Shopping centers em favelas serão realidade em breve. Mas isso é positivo?

Complexo do Alemão deverá ser a primeira comunidade a ter um shopping (foto: Prefeitura/RJ) Está sendo noticiada com alarde a futura criação de um shopping center no Complexo do Alemão, […]

Complexo do Alemão deverá ser a primeira comunidade a ter um shopping (foto: Prefeitura/RJ)

Está sendo noticiada com alarde a futura criação de um shopping center no Complexo do Alemão, no Rio de Janeiro. O investidor, Elias Tergilene, que é ex-camelô, pretende expandir seu negócio para Paraisópolis, em São Paulo e as favelas do Papagaio e da Serra, em Belo Horizonte. Além disso, outras quatro favelas do Rio estão na lista do empresário. Elias espera a desapropriação de uma fábrica antiga na região do Alemão para tocar o projeto. 

O shopping faz parte de um conjunto de projetos que está sendo lançado pela Fholdings (F de favela), capitaneada por Celso Athayde, produtor cultural, escritor e agora empreendedor. Athayde construiu parte de sua história na Central Única de Favelas (Cufa), responsável por incontáveis projetos sociais em favelas brasileiras. Além do shopping, há parcerias fechadas com uma fábrica de móveis, um instituto de pesquisa, uma produtora de eventos, entre outras empresas.

Celso Athayde explica que seu objetivo é trazer para a favela os empregos necessários para absorver a mão de obra que é treinada pela Cufa. “Há dificuldades para conseguir colocação para os alunos.  Conseguir emprego para uma pequena parte deles já era motivo de comemoração”, afirma. Ele conta que foi isso que o motivou a atrair o maior número de empresas possível para as favelas. 

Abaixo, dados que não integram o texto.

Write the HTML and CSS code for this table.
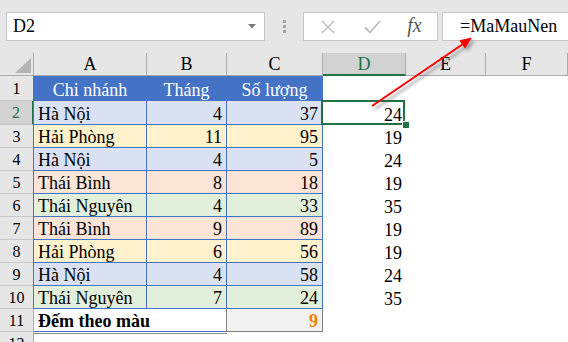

O shopping é, dessa forma, apenas mais uma das possibilidades de geração de emprego e renda no local. O investimento inicial deve ser de R$ 20 milhões, com criação de 6 mil postos de trabalho. Athayde destaca ainda que há regras específicas a serem cumpridas. Pelo menos 60% dos proprietários das lojas têm de morar na comunidade. “Isso faz com que o dinheiro fique aqui de fato, em vez de a comunidade ser explorada pelas marcas”, acredita.

Entendo que, com o aumento progressivo da renda dos moradores de favelas nos últimos anos, essas pessoas entraram no mundo do consumo. E isso é bom, pois antes a população das favelas era privada de praticamente tudo que se vende em shoppings. A pulsão pelo consumo é quase irrefreável. A própria Fholdings apresentou dados que dão conta de que a classe B e C cresceram mais dentro das favelas do Rio do que em qualquer outra região do país. O dinheiro está lá – é um mercado de bilhões de reais

Mesmo assim, e com todas as condições impostas para o funcionamento do shopping, a notícia despertou em mim um certo desconforto. Os shoppings são a epítome do urbanismo elitista e excludente que tem inspiração americana, mas que ganhou toda uma nova cara e importância em São Paulo. Lá, os prédios residenciais agora também parecem shoppings. Escolas parecem shoppings. Até igrejas parecem shoppings – a Universal do Reino de Deus da avenida João Dias não me deixa mentir.

Será positivo levar essa lógica para as favelas? Qual o impacto disso no ambiente urbano dos morros cariocas, tão diferente do asfalto? O shopping vai substituir áreas de lazer? Por que homogeneizar ainda mais a cidade, e justamente as favelas, que são hoje os espaços mais vibrantes das nossas cidades caretas? Os bailes funk das favelas do Rio e o rap e os saraus da periferia paulistana são um sopro de ideias novas em um cenário cultural um tanto monótono. Em que um shopping pode ajudar nesse movimento? 

Essas perguntas não têm respostas imediatas. Carecem de uma reflexão que deveria ser levada a cabo por representantes do poder público e da comunidade. O problema é que não haverá essa discussão. A lógica da demanda pelo espaço é a única que rege a abertura de shoppings. Se há um estudo que promete que o shopping estará cheio, ele vai ser construído. Não há reflexões sobre o espaço urbano. Tampouco outras questões relevantes são discutidas, como alimentação desequilibrada, consumismo exagerado, endividamento das famílias. Os moradores são vistos exclusivamente como consumidores, não como cidadãos.

Não quero de nenhuma maneira que os moradores das favelas sejam impedidos de consumir em um shopping center por decisões de outras pessoas. Só acredito que a cópia de um modelo de cidade e de sociedade que já dá evidentes sinais de falência não é o melhor caminho para ninguém, nem para lugar nenhum.